Some days I feel like a natural as a mom, like I’m well-suited to this mammoth task, like a momma duck with her ducklings waddling in a neat little line behind me.
But most days I feel more like a fish out of water. I love calm and quiet, reading and thinking. I often like ideas more than people. I like an ordered, methodical existence. I am not a great cook, nor am I motivated, in the least, to decorate or design. I will never have an Etsy shop because I have no marketable skills in the craft department.
And yet I find myself, in this season of life, to be a homemaker and stay-at-home momma. I wouldn’t have it any other way, and yet many days mothering feels like a stretch. It’s not nearly as sexy and cute as the Christmas cards and Instagram images seem to show. It’s a choice, a very regular choice — a choice that is stretching to say the least.
Not Always Natural
Oftentimes I feel crazy that this choice feels so unnatural to me. I used to wonder why I didn’t have a stronger maternal instinct. I realize now that the choice to stay home and be with the little people God has entrusted to me may mean even more because it oftentimes feels less natural.
In her book Plan B, Anne Lamotte’s honesty regarding her own experience of motherhood helped me feel less crazy. She observes that “moms get very mad and they also get bored. This is a closely guarded secret; the myth of maternal bliss is evidently so sacrosanct that we can’t even admit these feelings to ourselves.”
Don’t get me wrong, I don’t hate motherhood — and I do adore my children. I just find this to be both the hardest thing I have ever done and the thing I often feel least fit or qualified to do. My children are great kids, but they are not always worth it. On the hard days, when the wheels come off and things fall apart around here, I choose this because I believe Jesus to be worthy.
Unless We Die
In John 12:24, Jesus says something astounding to his followers: “Unless a grain of wheat falls into the earth and dies, it remains alone; but if it dies, it bears much fruit.”
I like the way that sounds — it reads like poetry. But if I am honest, in the day to day, I do not like how that feels. My hope and prayer, what I am hanging my life upon, is that in laying down my rights — rather than claiming them — in seeking to give my life away, true life will be found, not only for me, but also for these little men of mine. That is, after all, the way of the Master.
The life of Christ was one of incomprehensible accommodation. The unlimited, all-powerful God became man, identifying himself fully with his people. The one who wound up time knew the limitations of time and space. The one who could see all in all limited himself to binocular human vision and a body of flesh and bones. The incarnation of Christ is a staggering and scandalous reality.
He Gives Life
While walking this earth, he spent his adult life primarily investing in the lives of a small band of rowdy, unpolished men. He literally invited these men into every aspect of his life as he joined them in every aspect of theirs. It is quite evident from the Gospels (which only cover a handful of the most memorable, impactful encounters) that the men could only understand and appreciate one one-hundredth of what was happening during those three critical years spent with Jesus.

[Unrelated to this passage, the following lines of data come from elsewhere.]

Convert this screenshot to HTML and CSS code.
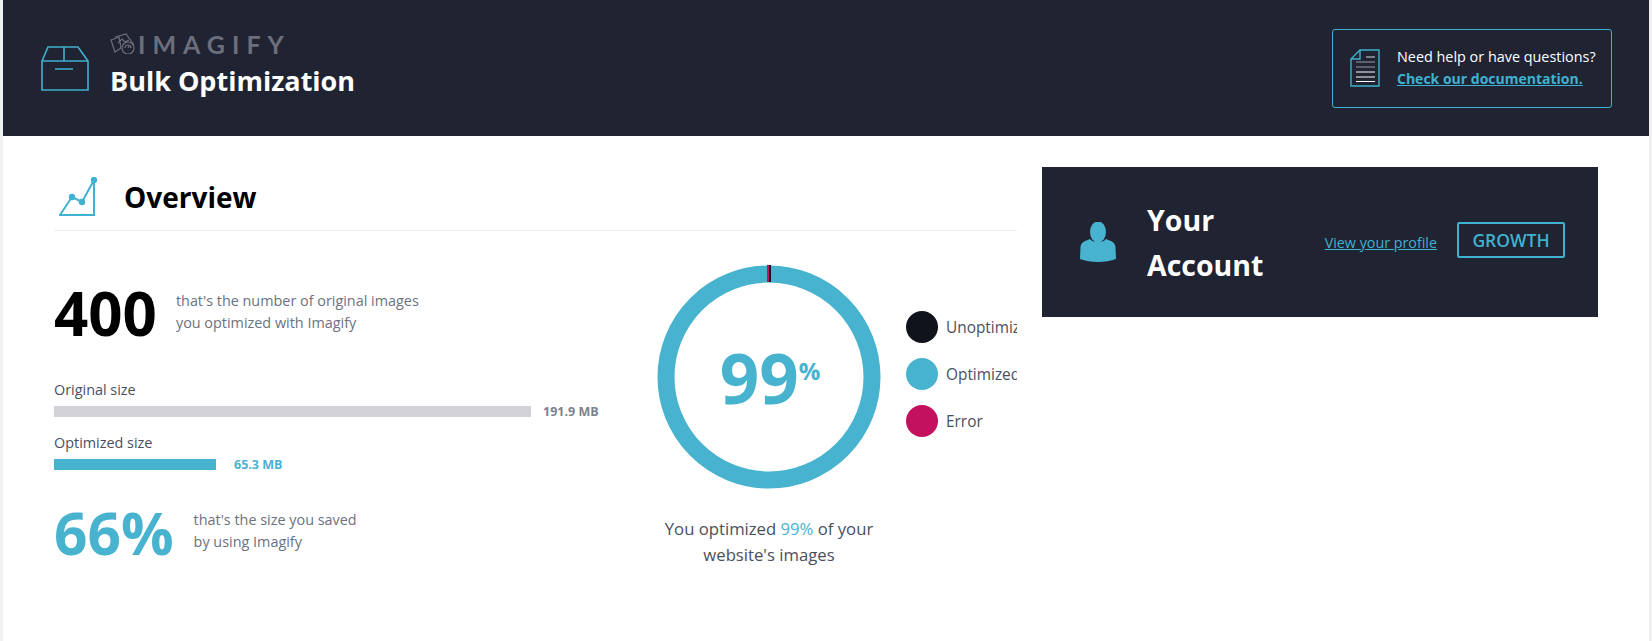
FILE: index.html
```html
<!DOCTYPE html>
<html>
<head>
  <meta charset="UTF-8">
  <title>Bulk Optimization</title>
  <link rel="stylesheet" href="styles.css">
</head>
<body>
  <div class="page">
    <!-- Header -->
    <header class="top">
      <svg class="box-icon" width="48" height="46" viewBox="0 0 48 46" fill="none" stroke="#40b1d0" stroke-width="1.6">
        <path d="M1 15 L7 1 H37 L47 15 V44 H1 Z"/>
        <path d="M1 15 H47 M23 1 V15 M14 23 H32"/>
      </svg>
      <div class="top-title">
        <div class="brand">
          <svg width="25" height="21" viewBox="0 0 25 21" fill="none" stroke="#6c6f7b" stroke-width="1.2">
            <path d="M1 7 L9 4 L11 15 L5 19 Z"/>
            <path d="M5 4 L16 1 L24 12"/>
            <path d="M8 10 L12 6 L15 9 L19 7"/>
            <circle cx="18" cy="15" r="6"/>
            <path d="M15 15 A3 3 0 0 1 21 15 M18 15 L20 12"/>
          </svg>
          <span class="brand-name">IMAGIFY</span>
        </div>
        <h1>Bulk Optimization</h1>
      </div>
      <div class="help">
        <svg width="30" height="38" viewBox="0 0 30 38" fill="none">
          <path d="M10 1 H29 V37 H1 V10 Z M10 1 V10 H1" stroke="#40b1d0" stroke-width="1.4"/>
          <path d="M16 8 H25" stroke="#b9bcc4" stroke-width="1.2"/>
          <path d="M6 13 H25 M6 18 H25" stroke="#9a9da6" stroke-width="1.2"/>
          <path d="M6 23 H25 M6 28 H25 M6 32.500 H25" stroke="#fff" stroke-width="1.2"/>
        </svg>
        <div class="help-text">
          Need help or have questions?<br>
          <a href="#">Check our documentation.</a>
        </div>
      </div>
    </header>

    <div class="content">
      <!-- Overview -->
      <section class="overview">
        <div class="overview-head">
          <svg width="40" height="40" viewBox="0 0 40 40" fill="none" stroke="#40b1d0">
            <path d="M1 38 L13 20 L23 25 L35 3 V38 Z" stroke-width="2"/>
            <g fill="#40b1d0" stroke="none">
              <circle cx="13" cy="20" r="3.200"/>
              <circle cx="23" cy="25" r="3.200"/>
              <circle cx="35" cy="3" r="3.200"/>
            </g>
          </svg>
          <h2>Overview</h2>
        </div>

        <div class="overview-body">
          <div class="stats">
            <div class="stat stat-count">
              <div class="big-number">400</div>
              <p>that's the number of original images<br>you optimized with Imagify</p>
            </div>

            <div class="bars">
              <div class="bar-label">Original size</div>
              <div class="bar-row">
                <div class="bar bar-original" style="width: 477px"></div>
                <span class="bar-value">191.9 MB</span>
              </div>
              <div class="bar-label">Optimized size</div>
              <div class="bar-row">
                <div class="bar bar-optimized" style="width: 162px"></div>
                <span class="bar-value blue">65.3 MB</span>
              </div>
            </div>

            <div class="stat stat-saved">
              <div class="big-number blue">66%</div>
              <p>that's the size you saved<br>by using Imagify</p>
            </div>
          </div>

          <div class="chart">
            <div class="donut">
              <svg width="224" height="224" viewBox="0 0 224 224" fill="none">
                <circle cx="112" cy="112" r="103" stroke="#48b3cf" stroke-width="17"/>
                <rect x="110" y="0" width="2" height="17" fill="#c4115f"/>
                <rect x="112" y="0" width="2" height="17" fill="#10131b"/>
              </svg>
              <div class="donut-value">99<sup>%</sup></div>
            </div>
            <p class="chart-caption">You optimized <span class="blue">99%</span> of your<br>website's images</p>
          </div>

          <ul class="legend">
            <li><span class="dot dot-dark"></span>Unoptimized</li>
            <li><span class="dot dot-blue"></span>Optimized</li>
            <li><span class="dot dot-red"></span>Error</li>
          </ul>
        </div>
      </section>

      <!-- Account -->
      <aside class="account">
        <svg width="36" height="40" viewBox="0 0 36 40" fill="#48b3cf">
          <ellipse cx="18" cy="10" rx="8" ry="10.500"/>
          <path d="M10 17 C12 21 24 21 26 17 C31 19 35 20 35.500 25 L36 37 C26 41 10 41 0 37 L0.500 25 C1 20 5 19 10 17 Z"/>
        </svg>
        <h3>Your Account</h3>
        <a class="profile-link" href="#">View your profile</a>
        <span class="plan">GROWTH</span>
      </aside>
    </div>
  </div>
</body>
</html>
```

FILE: styles.css
```css
* { box-sizing: border-box; }
html, body { height: 100%; }
body { margin: 0; background: #f0f0f1; font-family: "Open Sans", "Noto Sans", sans-serif; color: #4a4f5e; overflow: hidden; }
h1, h2, h3, p, ul { margin: 0; padding: 0; }
.blue { color: #48b3cf; }
.page { margin: 0 3px; height: 100%; background: #fff; }

.top { height: 136px; padding: 0 37px 0 38px; background: #1f2332; display: flex; align-items: center; color: #fff; }
.box-icon { margin-top: 2px; }
.top-title { margin-left: 21px; margin-top: -5px; }
.brand { display: flex; align-items: center; height: 24px; }
.brand-name { margin-left: 3px; font-family: Lato, sans-serif; font-size: 25px; font-weight: 700; letter-spacing: 7px; line-height: 24px; color: #6c6f7b; }
h1 { margin-top: 6px; font-size: 27px; font-weight: 700; line-height: 38px; }
.help { margin-left: auto; width: 280px; height: 79px; padding-left: 17px; border: 1px solid #40b1d0; border-radius: 3px; display: flex; align-items: center; gap: 17px; font-size: 14.400px; line-height: 22px; }
.help-text a { color: #40b1d0; font-size: 14px; font-weight: 700; }

.content { display: flex; align-items: flex-start; padding: 30px 0 0 51px; }
.overview { width: 963px; overflow: hidden; }
.overview-head { height: 65px; padding: 0 0 2px 5px; border-bottom: 1px solid #e9eff2; display: flex; align-items: center; gap: 25px; }
.overview-head h2 { font-size: 28px; font-weight: 700; color: #000; }
.overview-body { display: flex; padding: 34px 0 24px; }

.stats { width: 603px; flex-shrink: 0; }
.stat { display: flex; align-items: center; }
.stat p { margin-top: -3px; font-size: 14.400px; line-height: 22px; color: #6b7280; }
.big-number { font-size: 60px; font-weight: 700; line-height: 64px; color: #000; }
.big-number.blue { font-size: 58.500px; color: #48b3cf; }
.stat-count { gap: 19px; margin-top: 16px; }
.stat-saved { gap: 20px; margin-top: 30px; }
.bars { margin-top: 34px; }
.bar-label { font-size: 14.400px; line-height: 22px; }
.bar-row { display: flex; align-items: center; gap: 12px; margin: 5px 0 15px; height: 11px; }
.bar { height: 11px; }
.bar-original { background: #d2d2d8; }
.bar-optimized { background: #48b3cf; }
.bar-value { font-size: 12.500px; font-weight: 700; color: #7b8290; }
.bar-value.blue { margin-left: 6px; color: #48b3cf; }

.chart { width: 224px; flex-shrink: 0; text-align: center; }
.donut { position: relative; height: 224px; }
.donut-value { position: absolute; inset: 0; display: flex; align-items: center; justify-content: center; font-size: 69px; font-weight: 700; line-height: 1; color: #48b3cf; }
.donut-value sup { font-size: 24px; line-height: 1; margin-top: -12px; margin-right: -2px; }
.chart-caption { margin: 27px -20px 0; font-size: 16.700px; line-height: 26px; }

.legend { list-style: none; flex-shrink: 0; margin-left: 25px; padding-top: 46px; }
.legend li { display: flex; align-items: center; gap: 8px; height: 32px; margin-bottom: 15px; font-size: 15.400px; white-space: nowrap; }
.dot { width: 32px; height: 32px; border-radius: 50%; }
.dot-dark { background: #10131b; }
.dot-blue { background: #48b3cf; }
.dot-red { background: #c4115f; }

.account { width: 556px; height: 150px; margin-left: 25px; margin-top: 1px; padding: 0 33px 0 38px; background: #1f2332; display: flex; align-items: center; color: #fff; }
.account h3 { width: 130px; margin-left: 31px; padding-top: 2px; font-size: 28.500px; font-weight: 700; line-height: 45px; }
.profile-link { margin-left: auto; font-size: 14.300px; color: #40b1d0; }
.plan { margin-left: 20px; margin-top: -5px; width: 108px; height: 36px; border: 2px solid #40b1d0; border-radius: 2px; font-size: 17.500px; font-weight: 600; line-height: 32px; text-align: center; color: #40b1d0; }
```
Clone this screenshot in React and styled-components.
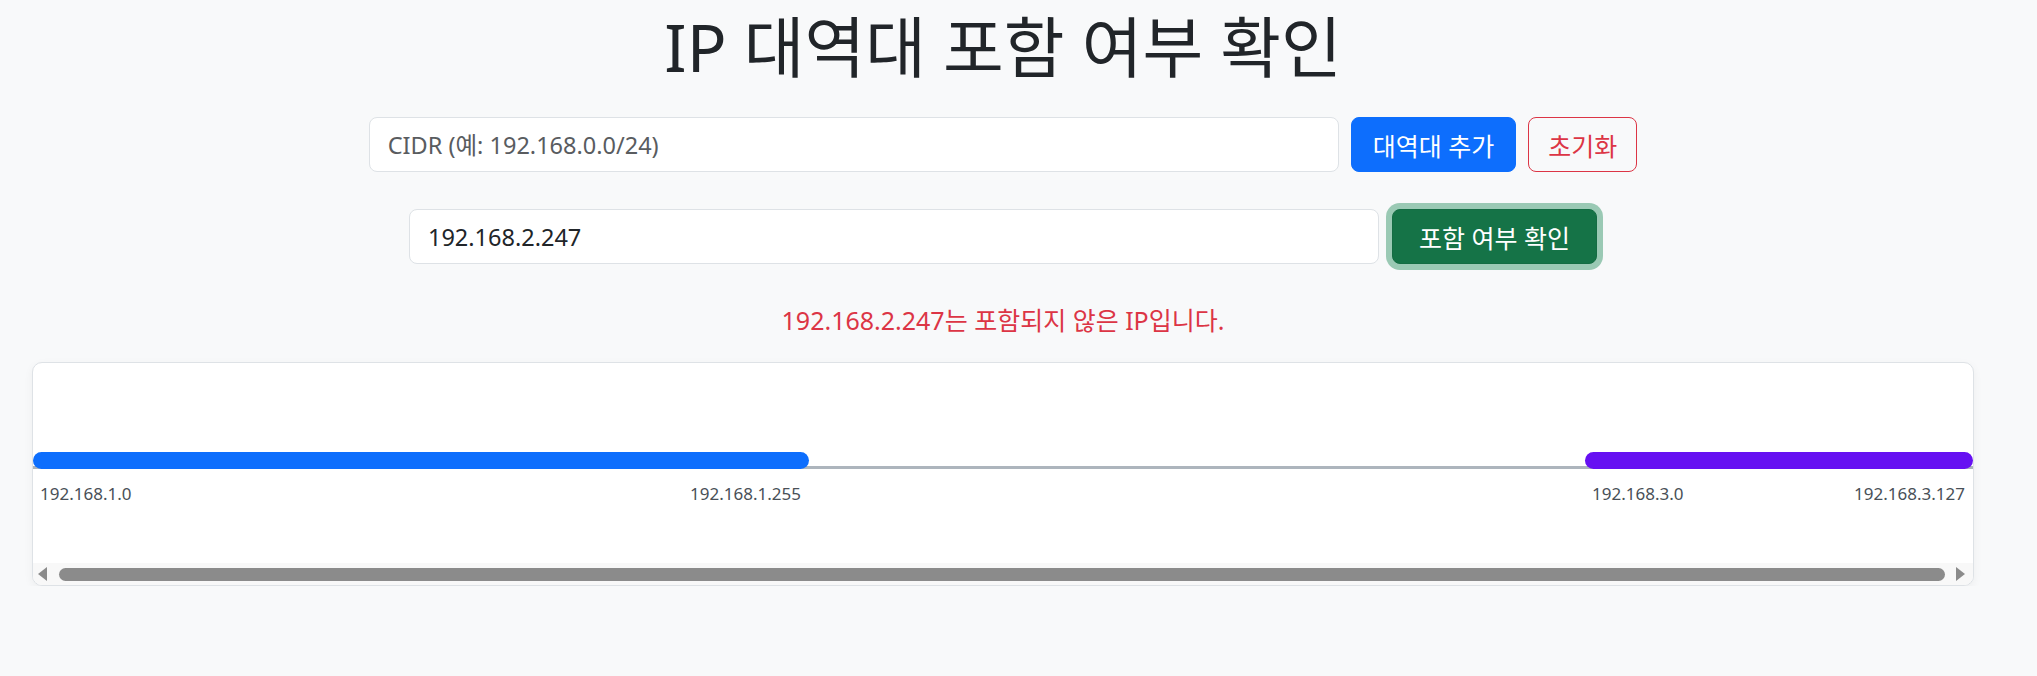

Those years were not flashy. I imagine the days felt incredibly long, even for the Christ. However, he faithfully stood at his post and fulfilled the calling that his Father had given him.
Christ did not merely drop pithy statements about grains of wheat and picking up crosses; he lived and modeled his teaching to the point of actual death on an undeserved cross for an undeserving people. As if that weren’t enough, the risen Christ poured out his Spirit on his children that we might be divinely empowered to join him in acts of loving, sacrificial accommodation.
Weary mommas, take heart, for the path you take is not unlike the one trodden by your Master. The daily deaths and the unnoticed investments are seen, known, and celebrated by the Father. Every piece of grain that falls to the ground will bear fruit.
I feel lonely in this house of mine,
The walls seem to shrink by the day.
But I stay to create a home for them,
A place to grow, to rest, and to play.
Limitations need not define me,
For none was as limited as you.
A grain of wheat, you fell to the ground;
From your death, all of life grew.
So let me hold my grain loosely,
Let it fall in death to the ground.
And in these limiting choices,
Make greater and more life abound.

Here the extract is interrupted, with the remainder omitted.